The people I had in mind were not PDF engineers. They were office users who just needed to fix a document without sending it somewhere else.

My first idea was not to build rihaPDF from scratch. I looked at patching Stirling-PDF with better RTL and Thaana support. That seemed like the more obvious route: take an existing PDF project and improve the text editing path.

The problem was the product shape and the editing model. Stirling-PDF is a broad server-side PDF toolkit, not something centered around source text editing on a PDF. Text editing existed, but it was closer to a beta feature than the core of the project. What I needed was a local, browser-only editor built around source text editing from the start: which glyphs came from which text-show operation, which font owned them, which direction the text should edit in, where the caret should land, and which original PDF operators had to disappear on save.

That is when rihaPDF became a scratch build. I could not find a browser-only library or editor that exposed the source-text editing model I needed, even for English. The browser tools I found were overlay tools: draw text or shapes over a rendered page, then export something that looks edited. That is not the same problem as editing source PDF text.

The first technical target still sounded modest: render a PDF in the browser, let me click existing text, edit it, and save. I thought the hard parts would be the UI around the canvas and maybe font handling.

That was not where the time went.

The pattern was always the same: a working-looking edit would land, a real Maldivian PDF would expose a display or save mismatch, and the model would have to move down one layer.

The First False Success

The initial implementation used pdf.js to render the page and extract text content. That gives you text items with positions, transforms, font names, and strings.
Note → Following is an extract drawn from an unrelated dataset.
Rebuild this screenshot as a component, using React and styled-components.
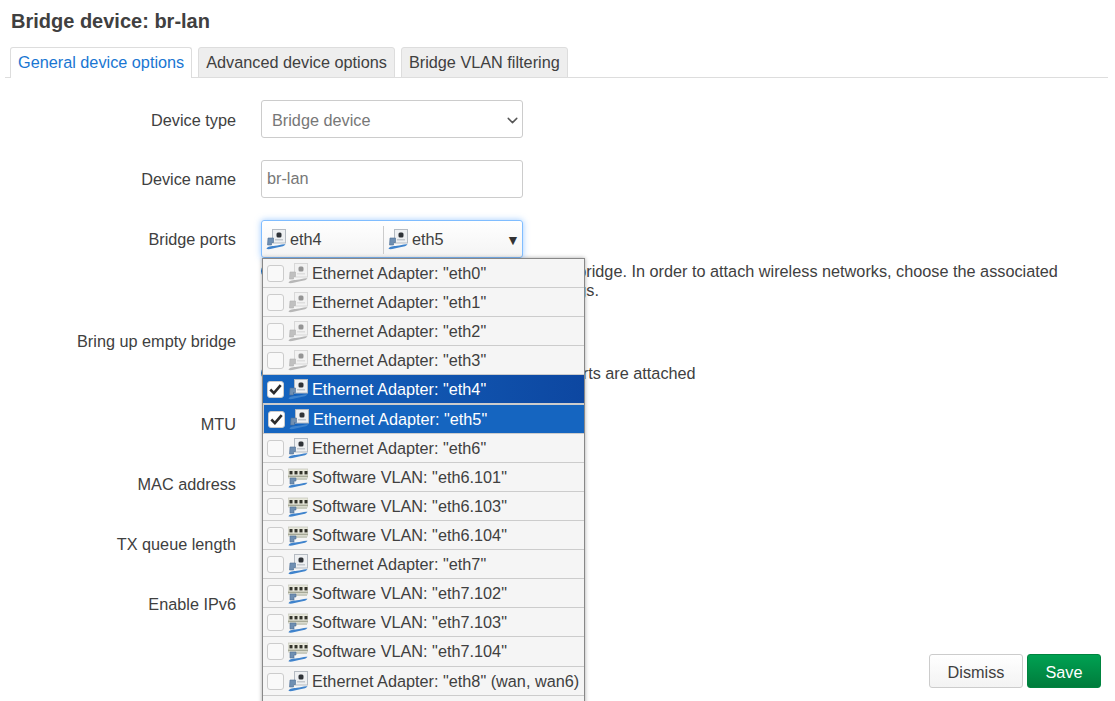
import React from "react";
import styled, { createGlobalStyle } from "styled-components";
import { ChevronDown } from "lucide-react";

const Global = createGlobalStyle`
  html, body {
    margin: 0;
    height: 701px;
    overflow: hidden;
    background: #fff;
    font-family: "Liberation Sans", Arial, sans-serif;
    font-size: 16.25px;
    color: #404040;
  }
`;

const Page = styled.div`
  padding: 0 7px 0 5px;
`;
const Title = styled.h3`
  margin: 0;
  padding: 9px 0 0 6px;
  height: 38px;
  box-sizing: content-box;
  font-size: 20px;
  line-height: 24px;
  font-weight: bold;
`;
const TabBar = styled.div`
  display: flex;
  gap: 6px;
  padding-left: 5px;
  height: 30px;
  border-bottom: 1px solid #ddd;
`;
const Tab = styled.div`
  box-sizing: border-box;
  height: 31px;
  padding: 0 7px;
  line-height: 29px;
  border: 1px solid #ddd;
  border-bottom: ${(p) => (p.$active ? "none" : "1px solid #ddd")};
  border-radius: 3px 3px 0 0;
  background: ${(p) => (p.$active ? "#fff" : "#eee")};
  color: ${(p) => (p.$active ? "#1976d2" : "#404040")};
  white-space: nowrap;
`;
const Form = styled.div`
  padding-top: 22px;
  display: flex;
  flex-direction: column;
`;
const Row = styled.div`
  display: grid;
  grid-template-columns: 231px 1fr;
  column-gap: 25px;
  margin-bottom: ${(p) => p.$gap}px;
`;
const Label = styled.div`
  text-align: right;
  height: 38px;
  line-height: ${(p) => p.$lh || 38}px;
  margin-top: ${(p) => p.$top || 0}px;
`;
const Field = styled.div`
  position: relative;
  min-width: 0;
`;
const Control = styled.div`
  box-sizing: border-box;
  width: 262px;
  height: 38px;
  border: 1px solid #ccc;
  border-radius: 3px;
  background: #fff;
  color: #777;
  display: flex;
  align-items: center;
  padding: 0 5px 1px;
`;
const SelectBox = styled(Control)`
  justify-content: space-between;
  padding: 2px 1px 0 10px;
  color: #777;
`;
const Multi = styled.div`
  box-sizing: border-box;
  width: 262px;
  height: 38px;
  border: 1px solid #80bdff;
  border-radius: 3px;
  background: linear-gradient(#fff, #f4f4f4);
  box-shadow: 0 0 6px rgba(80, 160, 255, 0.55);
  display: grid;
  grid-template-columns: 122px 1fr 18px;
  align-items: center;
  color: #404040;
`;
const Chip = styled.div`
  box-sizing: border-box;
  display: flex;
  align-items: center;
  gap: 4px;
  height: 28px;
  padding: 0 0 2px 4px;
  border-right: ${(p) => (p.$line ? "1px solid #ccc" : "none")};
`;
const Caret = styled.div`
  font-size: 14px;
  color: #333;
  line-height: 38px;
  padding-left: 2px;
`;
const Help = styled.div`
  position: relative;
  box-sizing: border-box;
  width: 810px;
  line-height: 19px;
  padding-left: 20px;
  margin-top: ${(p) => p.$top}px;
`;
const HelpIcon = styled.span`
  position: absolute;
  left: 0;
  top: 2px;
  width: 14px;
  height: 14px;
  border-radius: 50%;
  background: #1976d2;
`;
const Dropdown = styled.div`
  position: absolute;
  top: 38px;
  left: 1px;
  width: 323px;
  box-sizing: border-box;
  background: #f5f5f5;
  border: 1px solid #888;
  border-bottom: none;
  box-shadow: 0 0 4px rgba(0, 0, 0, 0.35);
  z-index: 5;
`;
const Item = styled.div`
  box-sizing: border-box;
  height: ${(p) => p.$h}px;
  display: flex;
  align-items: center;
  padding-left: 4px;
  gap: 4px;
  white-space: nowrap;
  color: ${(p) => (p.$sel ? "#fff" : "#404040")};
  border-bottom: 1px solid #ccc;
  border-top: ${(p) => (p.$focus ? "1px solid #ccc" : "none")};
  border-left: ${(p) => (p.$focus ? "1px solid #ccc" : "none")};
  background: ${(p) =>
    p.$focus
      ? "#1565c0"
      : p.$sel
        ? "linear-gradient(90deg, #1565c0, #0d47a1)"
        : "#f5f5f5"};
`;
const Check = styled.span`
  box-sizing: border-box;
  width: 17px;
  height: 17px;
  flex: none;
  border: 1px solid #ccc;
  border-radius: 3px;
  background: ${(p) => (p.$on ? "#fff" : "#f9f9f9")};
  display: flex;
  align-items: center;
  justify-content: center;
`;
const Footer = styled.div`
  display: flex;
  justify-content: flex-end;
  gap: 4px;
  padding-right: 7px;
  margin-top: 31px;
`;
const Button = styled.div`
  box-sizing: border-box;
  height: 34px;
  line-height: 34px;
  text-align: center;
  border-radius: 3px;
  width: ${(p) => p.$w}px;
  border: 1px solid ${(p) => (p.$primary ? "#00843f" : "#ccc")};
  color: ${(p) => (p.$primary ? "#fff" : "#404040")};
  background: ${(p) =>
    p.$primary
      ? "linear-gradient(#00a152, #007c3c)"
      : "linear-gradient(#fff, #f3f3f3)"};
`;

const EthIcon = ({ dim }) => (
  <svg width="20" height="21" viewBox="0 0 20 21" style={{ flex: "none", filter: dim ? "grayscale(1) opacity(.5)" : "none" }}>
    <rect x="6.5" y="0.5" width="13" height="13.5" fill="#eef0f2" stroke="#b5bbc2" />
    <rect x="10.5" y="3.5" width="5" height="5" rx="1.5" fill="#2f3338" />
    <rect x="9" y="10" width="8" height="1.5" fill="#c3c8cd" />
    <path d="M2 9h5.5v4.5H5.5V16H1.5z" fill="#6f8fb2" stroke="#4d6f96" strokeWidth=".6" />
    <path
      d="M0.5 20c1-3 5-2.6 8.5-3.2 3.5-.6 7-2 10.5-1.6-1.4 2.6-5.5 2.6-8.5 3.2-3.5.7-7 2.2-10.5 1.6z"
      fill="#3f83cc"
    />
  </svg>
);

const VlanIcon = () => (
  <svg width="20" height="21" viewBox="0 0 20 21" style={{ flex: "none" }}>
    <rect x="0" y="2" width="20" height="9" fill="#e8e8dc" stroke="#b9bbb0" strokeWidth=".6" />
    {[1.5, 6.5, 11.5, 16.5].map((x) => (
      <rect key={x} x={x} y="4" width="3" height="3.4" fill="#34342c" />
    ))}
    <rect x="0" y="8.6" width="20" height="1.4" fill="#a5a896" />
    <rect x="8" y="11" width="11" height="2" fill="#c9ccc0" />
    <path d="M2 11h6v3H6v3H2z" fill="#6f8fb2" stroke="#4d6f96" strokeWidth=".6" />
    <path
      d="M0.5 20.5c1-3 5-2.6 8.5-3.2 3.5-.6 7-2 10.5-1.6-1.4 2.6-5.5 2.6-8.5 3.2-3.5.7-7 2.2-10.5 1.6z"
      fill="#3f83cc"
    />
  </svg>
);

const Tick = () => (
  <svg width="13" height="11" viewBox="0 0 13 11">
    <path d="M1.3 5.5l3.6 3.6 6.8-8" fill="none" stroke="#2c2c2c" strokeWidth="2.6" />
  </svg>
);

const ports = [
  ["eth", 'Ethernet Adapter: "eth0"', true],
  ["eth", 'Ethernet Adapter: "eth1"', true],
  ["eth", 'Ethernet Adapter: "eth2"', true],
  ["eth", 'Ethernet Adapter: "eth3"', true],
  ["eth", 'Ethernet Adapter: "eth4"', false, "sel"],
  ["eth", 'Ethernet Adapter: "eth5"', false, "focus"],
  ["eth", 'Ethernet Adapter: "eth6"'],
  ["vlan", 'Software VLAN: "eth6.101"'],
  ["vlan", 'Software VLAN: "eth6.103"'],
  ["vlan", 'Software VLAN: "eth6.104"'],
  ["eth", 'Ethernet Adapter: "eth7"'],
  ["vlan", 'Software VLAN: "eth7.102"'],
  ["vlan", 'Software VLAN: "eth7.103"'],
  ["vlan", 'Software VLAN: "eth7.104"'],
  ["eth", 'Ethernet Adapter: "eth8" (wan, wan6)'],
];

const App = () => {
  return (
    <Page>
      <Global />
      <Title>Bridge device: br-lan</Title>
      <TabBar>
        <Tab $active>General device options</Tab>
        <Tab>Advanced device options</Tab>
        <Tab>Bridge VLAN filtering</Tab>
      </TabBar>
      <Form>
        <Row $gap={22}>
          <Label $lh={40}>Device type</Label>
          <Field>
            <SelectBox>
              Bridge device
              <ChevronDown size={17} color="#555" strokeWidth={2} />
            </SelectBox>
          </Field>
        </Row>
        <Row $gap={22}>
          <Label>Device name</Label>
          <Field>
            <Control>br-lan</Control>
          </Field>
        </Row>
        <Row $gap={0}>
          <Label>Bridge ports</Label>
          <Field>
            <Multi>
              <Chip $line>
                <EthIcon />
                eth4
              </Chip>
              <Chip>
                <EthIcon />
                eth5
              </Chip>
              <Caret>▼</Caret>
            </Multi>
            <Dropdown>
              {ports.map(([kind, text, dim, state], i) => (
                <Item
                  key={text}
                  $sel={!!state}
                  $focus={state === "focus"}
                  $h={i === 5 || i === 13 ? 30 : 29}
                >
                  <Check $on={!!state}>{state && <Tick />}</Check>
                  {kind === "eth" ? <EthIcon dim={dim} /> : <VlanIcon />}
                  {text}
                </Item>
              ))}
              <Item $h={20} />
            </Dropdown>
            <Help $top={4}>
              <HelpIcon />
              Specifies the wired ports to attach to this bridge. In order to attach
              wireless networks, choose the associated interface as network in the
              wireless settings.
            </Help>
          </Field>
        </Row>
        <Row $gap={22}>
          <Label $top={22}>Bring up empty bridge</Label>
          <Field>
            <Help $top={64}>
              <HelpIcon />
              Bring up the bridge interface even if no ports are attached
            </Help>
          </Field>
        </Row>
        <Row $gap={22}>
          <Label>MTU</Label>
          <Field />
        </Row>
        <Row $gap={22}>
          <Label>MAC address</Label>
          <Field />
        </Row>
        <Row $gap={22}>
          <Label>TX queue length</Label>
          <Field />
        </Row>
        <Row $gap={0}>
          <Label>Enable IPv6</Label>
          <Field />
        </Row>
      </Form>
      <Footer>
        <Button $w={94}>Dismiss</Button>
        <Button $w={74} $primary>
          Save
        </Button>
      </Footer>
    </Page>
  );
};

export default App;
It is enough to put clickable spans over a canvas and make an edit box appear.

That version felt closer to done than it was.

The first version immediately had to deal with problems I had treated as later details: preserving formatting, hiding original glyphs while editing, resolving source font names, moving text by injecting Tm, detecting Office fake-bold via Tr 2, shearing italic text, and preserving move offsets across later edits.

The revert matters. I tried going lower-level early, but the output was worse. pdf-lib.drawText was still safer until I had a reliable content-stream model. That became a pattern: use the higher-level API until a real PDF proves exactly why it is insufficient, then replace that piece only.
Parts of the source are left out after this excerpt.